December 18, 2005 § Leave a comment
After a nice brisk walk, Matayas Gaspar sat me down to look at a website. At the top of the page was a very basic question: what is the Internet for?
The site was developed by Matayas and his colleagues to provide resources for a new class of knowledge worker that is emerging in Hungary – the IT Mentor. IT Mentors help people use the Internet as a part of their daily lives. To navigate government better. To find jobs. To help with cooking and domestic tasks. These may seem like easy things to do for the Internet savvy, but they’re foreign (and unknown) options for people who are just learning that the web exists.
Starting next year, IT Mentors will become an official employment category in Hungary. That means that public agencies can hire and fund them. So, the Ministry of Health might hire a cadre of IT Mentors to help people coming into telecottages effectively access online health information. In order to fill the expected demand, there will be a university run certification program for IT Mentors. It will train 300 people in the first year.

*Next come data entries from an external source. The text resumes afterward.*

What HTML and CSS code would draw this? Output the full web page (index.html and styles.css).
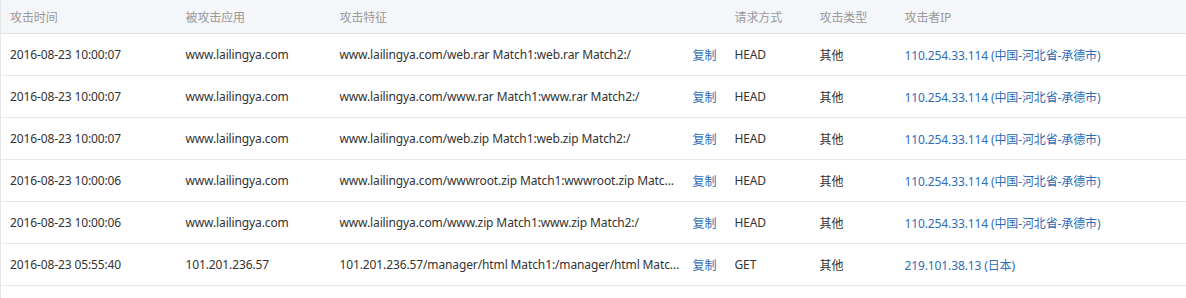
FILE: index.html
```html
<!DOCTYPE html>
<html lang="zh-CN">
<head>
<meta charset="utf-8">
<title>攻击记录</title>
<link rel="stylesheet" href="styles.css">
</head>
<body>
<table class="log">
  <colgroup>
    <col class="c-time"><col class="c-app"><col class="c-feat"><col class="c-copy"><col class="c-method"><col class="c-type"><col class="c-ip">
  </colgroup>
  <thead>
    <tr><th>攻击时间</th><th>被攻击应用</th><th colspan="2">攻击特征</th><th>请求方式</th><th>攻击类型</th><th>攻击者IP</th></tr>
  </thead>
  <tbody>
    <tr><td>2016-08-23 10:00:07</td><td>www.lailingya.com</td><td class="feat">www.lailingya.com/web.rar Match1:web.rar Match2:/</td><td><a class="link">复制</a></td><td>HEAD</td><td>其他</td><td><a class="link">110.254.33.114 (中国-河北省-承德市)</a></td></tr>
    <tr><td>2016-08-23 10:00:07</td><td>www.lailingya.com</td><td class="feat">www.lailingya.com/www.rar Match1:www.rar Match2:/</td><td><a class="link">复制</a></td><td>HEAD</td><td>其他</td><td><a class="link">110.254.33.114 (中国-河北省-承德市)</a></td></tr>
    <tr><td>2016-08-23 10:00:07</td><td>www.lailingya.com</td><td class="feat">www.lailingya.com/web.zip Match1:web.zip Match2:/</td><td><a class="link">复制</a></td><td>HEAD</td><td>其他</td><td><a class="link">110.254.33.114 (中国-河北省-承德市)</a></td></tr>
    <tr><td>2016-08-23 10:00:06</td><td>www.lailingya.com</td><td class="feat">www.lailingya.com/wwwroot.zip Match1:wwwroot.zip Match2:/</td><td><a class="link">复制</a></td><td>HEAD</td><td>其他</td><td><a class="link">110.254.33.114 (中国-河北省-承德市)</a></td></tr>
    <tr><td>2016-08-23 10:00:06</td><td>www.lailingya.com</td><td class="feat">www.lailingya.com/www.zip Match1:www.zip Match2:/</td><td><a class="link">复制</a></td><td>HEAD</td><td>其他</td><td><a class="link">110.254.33.114 (中国-河北省-承德市)</a></td></tr>
    <tr><td>2016-08-23 05:55:40</td><td>101.201.236.57</td><td class="feat">101.201.236.57/manager/html Match1:/manager/html Match2:/</td><td><a class="link">复制</a></td><td>GET</td><td>其他</td><td><a class="link">219.101.38.13 (日本)</a></td></tr>
    <tr class="empty"><td></td><td></td><td></td><td></td><td></td><td></td><td></td></tr>
  </tbody>
</table>
</body>
</html>
```

FILE: styles.css
```css
html, body {
  margin: 0;
  padding: 0;
  background: #fff;
}
body {
  font-family: "Noto Sans", "Noto Sans CJK SC", sans-serif;
  font-size: 12px;
  color: #333;
  letter-spacing: -0.12px;
}
.log {
  width: 1186px;
  border-collapse: collapse;
  table-layout: fixed;
  border-left: 1px solid #e6e6e6;
}
.c-time { width: 176px; }
.c-app { width: 154px; }
.c-feat { width: 353px; }
.c-copy { width: 42px; }
.c-method { width: 85px; }
.c-type { width: 85px; }
.c-ip { width: auto; }
.log th {
  height: 33px;
  padding: 0 0 0 9px;
  text-align: left;
  font-weight: normal;
  color: #999;
  background: #f5f6fa;
  border-bottom: 1px solid #e2e2e2;
  white-space: nowrap;
}
.log td {
  height: 41px;
  padding: 0 0 0 9px;
  border-bottom: 1px solid #e8e8e8;
  white-space: nowrap;
  overflow: hidden;
  text-overflow: ellipsis;
}
.log td.feat {
  padding-right: 3px;
}
.link {
  color: #2f6db5;
  cursor: pointer;
}
.empty td {
  height: 12px;
  border-bottom: none;
}
```
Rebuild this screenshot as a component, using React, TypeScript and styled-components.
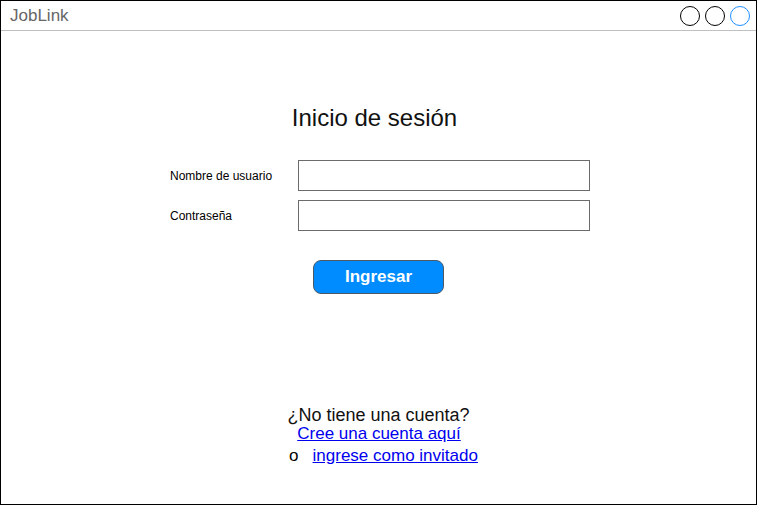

This approach to getting the grassroots online is a fascinating one. Part of the fascination is in the idea of IT Mentor as ‘human interface’ to the Internet (of course, we see similar ideas in telecentres around the world). But the interest also flows from the level of rigour and organization that has gone into making the IT Mentor real. Impressive.
It’ll be interesting to get to know the Hungarian approach more, and also to hook up with Mataya’s colleagues in EUTA. It looks like we’ll have a chance to do this in March or April next year.